The research team led by KU Leuven's Adrian Liston and Carine Wouters carried out genome-wide linkage analysis on 20 family members and performed exome sequencing on two trios from pedigree, as they reported today in Science Translational Medicine. From this, they homed in on a substitution in the MEFV gene, which encodes the pyrin protein. Additional functional studies indicated that the mutation triggers inflammasome activation as well as the production of IL-1β.
"The PAAND mutation causes the body to respond as if there is a bacterial skin infection," first author Seth Masters, a professor at the Walter and Elisa Hall Institute of Medical Research in Australia, said in a statement. "This leads to the skin making the inflammatory protein interleukin‐1β, which causes skin lesions, fevers, and pain."
The researchers performed whole-genome genotyping on 20 members of the Flemish family, including 12 affected and eight healthy people, and identified a region of chromosome 16 with a genome-wide significant LOD score. After then sequencing the whole exomes of two trios from the lineage, the researchers sifted through the more than 8,700 variants within that linkage region to uncover a synonymous variant in RPL3L and a missense mutation in MEFV.
The missense mutation in MEFV, they noted, segregated with disease. The mutation, a C-to-G substitution in exon 2 of MEFV, leads to a serine-to- arginine substitution at position 242 in the pyrin protein.
Recessive mutations in MEFV cause familial Mediterranean fever (FMF), an autoinflammatory disease marked by fever and the inflammation of serous membranes, such as those of the heart, brain, or testicles, but the researchers argued that PAAND and FMF are distinct diseases. The PAAND mutation in MEFV falls outside the region typically associated with FMF, and the PAAND symptoms differ from those of FMF, they noted.
By searching through a number of genetic and hereditary autoinflammatory disease database, Masters and his colleagues uncovered a handful of other people with the pyrin S242R mutation, including a family in the UK, that had largely similar symptoms as the Belgian family.
Through functional studies, the researchers found that this mutation disrupts pyrin regulation to cause disease. In particular, they reported that the S242R mutation leads to increased ASC speck formation, which is a marker of inflammasome activation — something that nearby heterozygous variants linked to Sweet syndrome and variants linked to FMF don't cause. The variant further leads to caspase-1 activation and increased production of the p20 subunit that is then incorporated into the inflammasome speck.

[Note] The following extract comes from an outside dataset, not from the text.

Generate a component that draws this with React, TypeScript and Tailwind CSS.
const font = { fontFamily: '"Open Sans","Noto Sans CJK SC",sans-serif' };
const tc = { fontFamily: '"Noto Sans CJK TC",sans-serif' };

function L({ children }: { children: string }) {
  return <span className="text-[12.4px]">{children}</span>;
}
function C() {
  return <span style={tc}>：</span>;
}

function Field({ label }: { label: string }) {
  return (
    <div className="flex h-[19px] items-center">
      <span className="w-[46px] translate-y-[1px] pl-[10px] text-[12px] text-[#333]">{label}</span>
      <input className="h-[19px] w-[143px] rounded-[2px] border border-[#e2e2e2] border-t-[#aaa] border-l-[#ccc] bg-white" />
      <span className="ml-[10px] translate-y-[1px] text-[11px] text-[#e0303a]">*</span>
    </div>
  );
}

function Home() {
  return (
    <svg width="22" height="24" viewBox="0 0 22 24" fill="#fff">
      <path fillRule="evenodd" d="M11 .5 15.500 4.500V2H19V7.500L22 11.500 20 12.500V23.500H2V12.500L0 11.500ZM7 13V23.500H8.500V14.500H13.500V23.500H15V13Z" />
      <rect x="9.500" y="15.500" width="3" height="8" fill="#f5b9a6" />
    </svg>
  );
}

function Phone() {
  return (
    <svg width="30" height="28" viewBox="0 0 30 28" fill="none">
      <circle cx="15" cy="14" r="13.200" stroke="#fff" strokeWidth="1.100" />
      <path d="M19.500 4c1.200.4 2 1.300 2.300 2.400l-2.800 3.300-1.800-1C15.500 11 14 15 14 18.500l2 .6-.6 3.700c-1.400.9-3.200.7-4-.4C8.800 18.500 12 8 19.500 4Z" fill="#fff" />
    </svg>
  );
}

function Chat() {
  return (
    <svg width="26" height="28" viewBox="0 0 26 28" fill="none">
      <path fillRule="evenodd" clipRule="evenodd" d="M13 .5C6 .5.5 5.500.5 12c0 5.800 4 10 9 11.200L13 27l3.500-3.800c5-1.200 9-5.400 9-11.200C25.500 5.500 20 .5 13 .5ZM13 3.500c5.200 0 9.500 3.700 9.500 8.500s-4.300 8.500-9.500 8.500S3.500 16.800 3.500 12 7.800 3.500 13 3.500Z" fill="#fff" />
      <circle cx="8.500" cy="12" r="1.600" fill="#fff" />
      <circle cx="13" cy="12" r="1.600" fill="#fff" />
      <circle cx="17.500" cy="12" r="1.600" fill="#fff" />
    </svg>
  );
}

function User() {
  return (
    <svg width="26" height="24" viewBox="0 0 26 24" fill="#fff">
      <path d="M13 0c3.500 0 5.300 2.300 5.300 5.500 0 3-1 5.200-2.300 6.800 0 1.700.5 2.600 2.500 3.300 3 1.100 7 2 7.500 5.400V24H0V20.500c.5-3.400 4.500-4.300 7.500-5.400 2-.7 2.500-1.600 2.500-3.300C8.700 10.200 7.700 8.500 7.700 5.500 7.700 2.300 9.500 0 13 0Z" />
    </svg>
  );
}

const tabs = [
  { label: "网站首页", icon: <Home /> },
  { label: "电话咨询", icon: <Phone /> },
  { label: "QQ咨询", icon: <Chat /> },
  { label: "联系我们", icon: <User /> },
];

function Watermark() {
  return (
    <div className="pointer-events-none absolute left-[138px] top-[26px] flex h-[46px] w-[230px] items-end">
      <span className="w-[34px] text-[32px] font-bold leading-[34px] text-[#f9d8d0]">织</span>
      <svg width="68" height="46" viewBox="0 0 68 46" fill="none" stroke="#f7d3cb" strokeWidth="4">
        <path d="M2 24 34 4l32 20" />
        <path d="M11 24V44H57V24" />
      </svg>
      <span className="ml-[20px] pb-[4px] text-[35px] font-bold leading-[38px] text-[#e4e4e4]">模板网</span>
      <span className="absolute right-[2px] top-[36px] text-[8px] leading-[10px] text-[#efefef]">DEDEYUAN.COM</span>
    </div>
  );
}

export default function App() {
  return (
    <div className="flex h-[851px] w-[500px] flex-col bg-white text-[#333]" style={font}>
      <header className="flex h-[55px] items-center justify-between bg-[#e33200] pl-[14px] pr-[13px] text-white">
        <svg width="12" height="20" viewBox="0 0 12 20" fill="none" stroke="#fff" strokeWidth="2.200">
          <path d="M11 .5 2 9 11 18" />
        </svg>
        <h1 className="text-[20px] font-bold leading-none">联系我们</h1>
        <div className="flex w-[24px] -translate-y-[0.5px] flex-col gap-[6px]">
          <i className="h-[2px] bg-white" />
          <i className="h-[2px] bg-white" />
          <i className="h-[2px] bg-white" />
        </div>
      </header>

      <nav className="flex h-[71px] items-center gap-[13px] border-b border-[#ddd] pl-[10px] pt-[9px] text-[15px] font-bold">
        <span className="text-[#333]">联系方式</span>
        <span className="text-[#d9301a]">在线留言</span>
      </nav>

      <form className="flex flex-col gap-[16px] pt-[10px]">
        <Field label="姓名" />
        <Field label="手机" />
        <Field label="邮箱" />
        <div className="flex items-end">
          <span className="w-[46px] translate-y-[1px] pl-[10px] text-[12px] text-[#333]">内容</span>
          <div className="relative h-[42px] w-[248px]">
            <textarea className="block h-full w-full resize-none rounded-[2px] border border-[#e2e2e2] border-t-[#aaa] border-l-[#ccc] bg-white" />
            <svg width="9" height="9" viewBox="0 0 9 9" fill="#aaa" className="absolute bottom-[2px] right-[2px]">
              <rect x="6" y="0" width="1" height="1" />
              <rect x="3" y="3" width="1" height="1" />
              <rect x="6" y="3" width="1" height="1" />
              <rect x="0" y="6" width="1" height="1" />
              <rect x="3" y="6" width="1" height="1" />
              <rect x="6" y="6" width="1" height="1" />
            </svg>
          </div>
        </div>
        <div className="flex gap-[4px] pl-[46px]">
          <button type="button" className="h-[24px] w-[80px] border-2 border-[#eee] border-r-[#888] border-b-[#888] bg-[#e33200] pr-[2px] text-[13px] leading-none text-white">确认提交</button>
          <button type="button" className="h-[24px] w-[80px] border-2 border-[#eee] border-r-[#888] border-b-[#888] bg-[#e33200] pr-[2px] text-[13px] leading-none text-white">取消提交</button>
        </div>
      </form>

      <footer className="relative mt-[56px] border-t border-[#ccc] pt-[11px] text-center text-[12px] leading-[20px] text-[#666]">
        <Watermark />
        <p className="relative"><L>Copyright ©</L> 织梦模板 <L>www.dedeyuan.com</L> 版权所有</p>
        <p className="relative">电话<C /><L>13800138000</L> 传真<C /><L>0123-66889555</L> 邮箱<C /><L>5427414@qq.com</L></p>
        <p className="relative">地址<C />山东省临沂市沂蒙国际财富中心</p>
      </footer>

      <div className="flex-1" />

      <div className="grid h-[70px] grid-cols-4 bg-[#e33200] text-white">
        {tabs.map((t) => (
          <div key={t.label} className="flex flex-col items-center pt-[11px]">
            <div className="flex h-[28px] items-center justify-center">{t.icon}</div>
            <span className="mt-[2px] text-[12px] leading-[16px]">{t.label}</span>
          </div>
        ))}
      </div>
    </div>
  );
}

At the same time, the mutation leads to the loss of the 14-3-3 binding motif and the loss of S242 phosphorylation, leading to increased IL-1β production.
This, the researchers noted, mimics the effects of pathogen sensing and tricks the body into thinking it is under attack.
It also suggests a possible treatment. One patient in the UK was treated with anakinra, a rheumatoid arthritis drug that targets IL-1, after failing corticosteroid and methotrexate treatment, and has since had her clinical symptoms resolve.
The researchers are now pursuing a large trial among the Flemish patients.